Dans le cas d’espèce, les débats en audience ont permis de comprendre que des faits autres que ceux présentés par l’accusation et soutenues par les avocats des coaccusés auraient pu survenir, et dans une telle configuration, les accusés ne seraient pas les mêmes. Quoi qu’il en soit, les quatre prevenus ont été libérés et il est clair que les véritables coupables sont encore libres. Laissera-t-on ce crime impuni ?

LEXIQUE

Accusé :Personne soupçonnée d’un crime et traduite, pour ce fait, devant la Cour [ou le tribunal], afin d’y être jugée (Lexique des termes juridiques).

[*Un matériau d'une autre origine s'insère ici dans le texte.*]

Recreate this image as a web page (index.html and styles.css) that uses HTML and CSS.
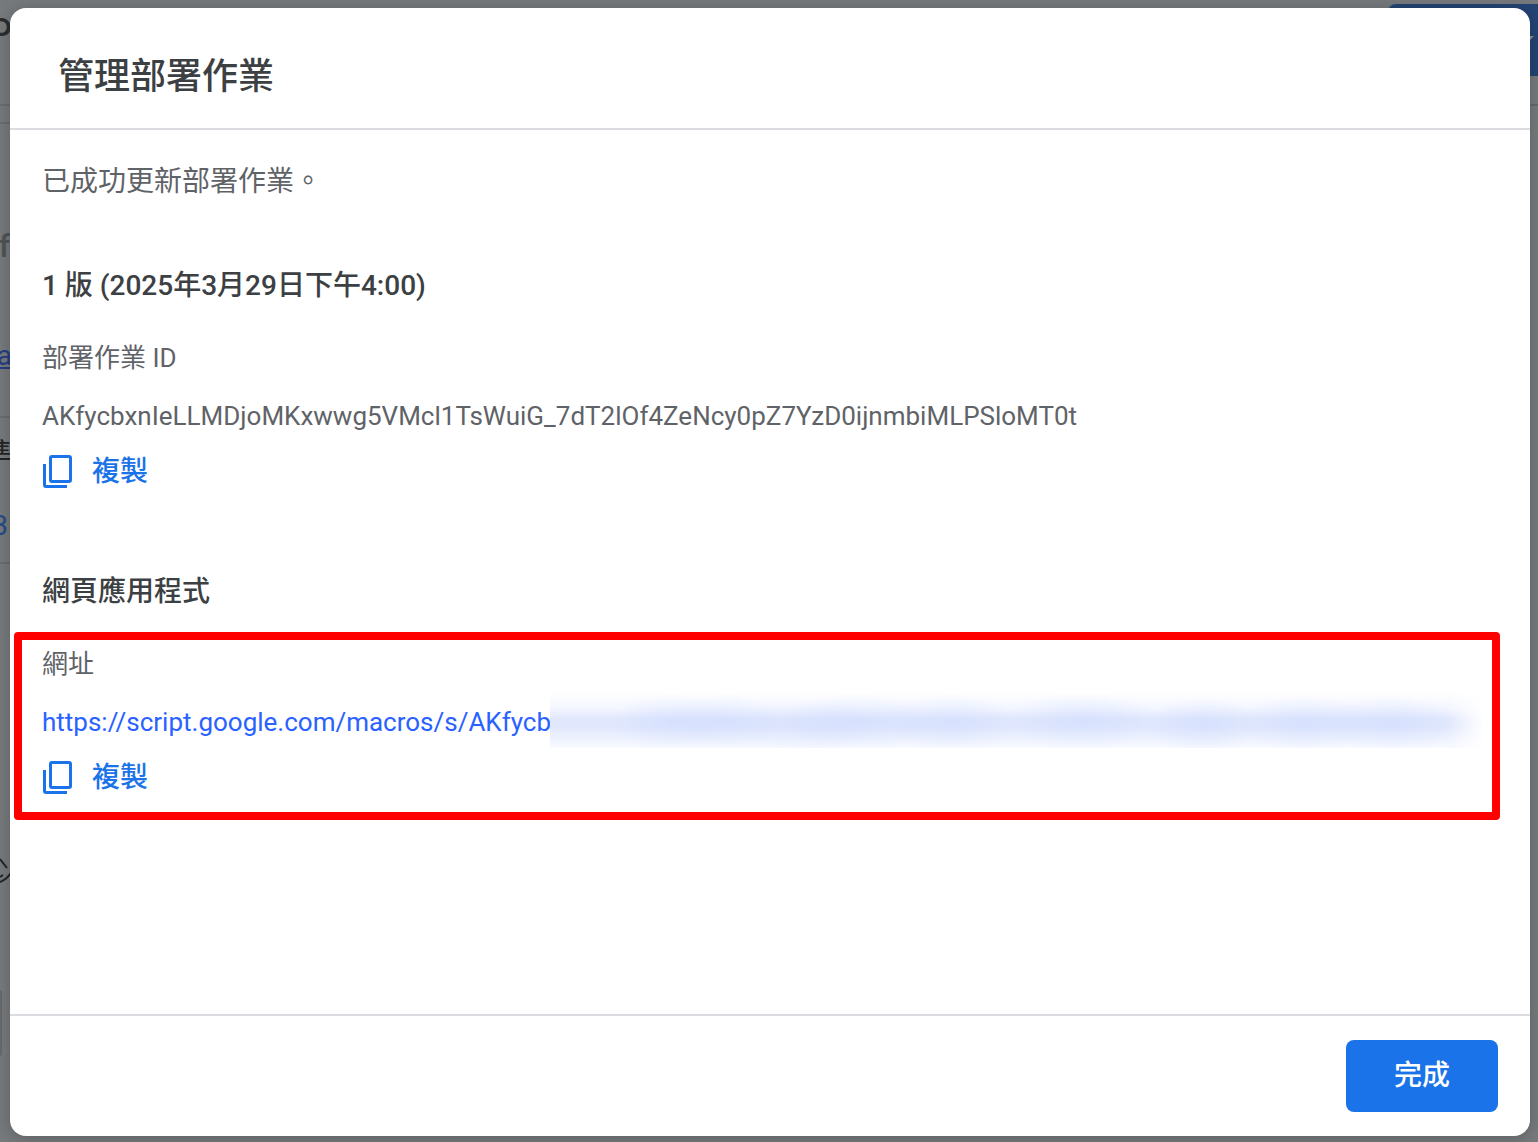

Preuve : Dans un sens large, établissement de la réalité d’un fait ou de l’existence d’un acte juridique. Dans un sens plus restreint, procédé utilisé à cette fin (Lexique des termes juridiques).

Examination-in-chief:
C’est l’interrogatoire d’un témoin par la partie qui l’a fait citer (Article 331 (1) du Code de Procédure Pénale).

Cross-examination
: C’est l’interrogatoire d’un témoin par une partie autre que celle qui l’a fait citer (Article 331 (2) du Code de Procédure Pénale).

Re-examination
: C’est l’interrogatoire, après la « cross-examination », d’un témoin par la partie qui l’a fait citer (Article 331 (3) du Code de Procédure Pénale).